The series was licensed in North America by Funimation in 2008. It was released on two DVD sets, with an English dub, on August 18 and September 26, 2009, respectively. Lance Heiskell, marketing director of Funimation, announced in January 2010 that the company had no plans to release the second season due to low sales. The first season debuted on the Funimation Channel on March 14, 2011. The second season was licensed by Right Stuf and released on DVD (in Japanese audio with English subtitles) through its Nozomi Entertainment label on November 1, 2016.

===Video game===
A video game adaptation of the series, subtitled Honto no Ace ni Nareru Kamo (ホントのエースになれるかも, Honto no Ace ni Nareru Kamo), was released for the Nintendo DS by Marvelous on December 13, 2007.

==Reception==
===Manga===
In 2007, Big Windup! won the Kodansha Manga Award for general manga. In August 2011, Nikkei Entertainment magazine published a list of top 50 manga creators by sales since January 2010; the series author, Asa Higuchi, ranked 30th with over 2.24 million copies sold. The series was the 41st best selling manga in 2011, with over 1.09 million copies sold. By November 2019, the manga had over 15 million copies in circulation. By August 2023, it had over 18 million copies in circulation.

===Anime===
Carl Kimlinger of Anime News Network (ANN) awarded the first seven episodes a B+, praising the series for emphasizing "strategy and the technicalities of team play" over skills and thrills. He praised the series for its cohesive integration of narrative structure, directorial execution, musical composition, and vocal performances, which collectively deliver a deceptively straightforward premise, while skillfully incorporating nuanced tension and thematic complexity.
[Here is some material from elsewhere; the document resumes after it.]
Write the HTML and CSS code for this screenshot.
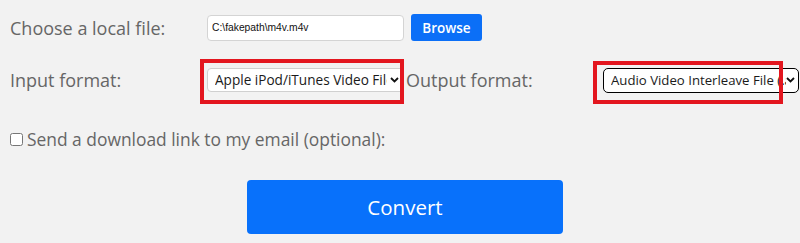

Reviewing the second season, Kimlinger described it as a "quiet kind of series, with a quiet kind of charm", highlighting its "easygoing, perfectly balanced fun", and the surprising intensity of its cliffhangers.

Justin Sevakis (ANN) enjoyed the series but criticized the first season's second half for its slow pacing and "Shonen Tournament Syndrome." Despite this, he called it "the most compelling sports anime since Hajime no Ippo" and a "must-watch." Bamboo Dong (ANN) praised its focus on teamwork and character dynamics, but noted its slow pacing, calling it "one of the finest baseball anime" and "seriously underrated."

James Brusuelas (Animation World Network) recommended it to baseball fans for its technical accuracy but acknowledged its slow pacing. He appreciated its grounded approach compared to typical "supernatural high school" anime. Holly Ellingwood (Active Anime) lauded its humor, character depth, and animation, calling it "a baseball series that hits it out of the park"; she also praised its uplifting tone, and recommended it for fans of shows like The Prince of Tennis.

Brad Rice (Japanator) praised its strategic depth, likening it to Death Note without the intensity, and ranked it 47th in his "Top 50 Anime of the Decade" for making baseball accessible. Conversely, John Sinnott (DVD Talk) criticized protagonist Mihashi as "irritating", though he acknowledged the strong baseball drama of the series.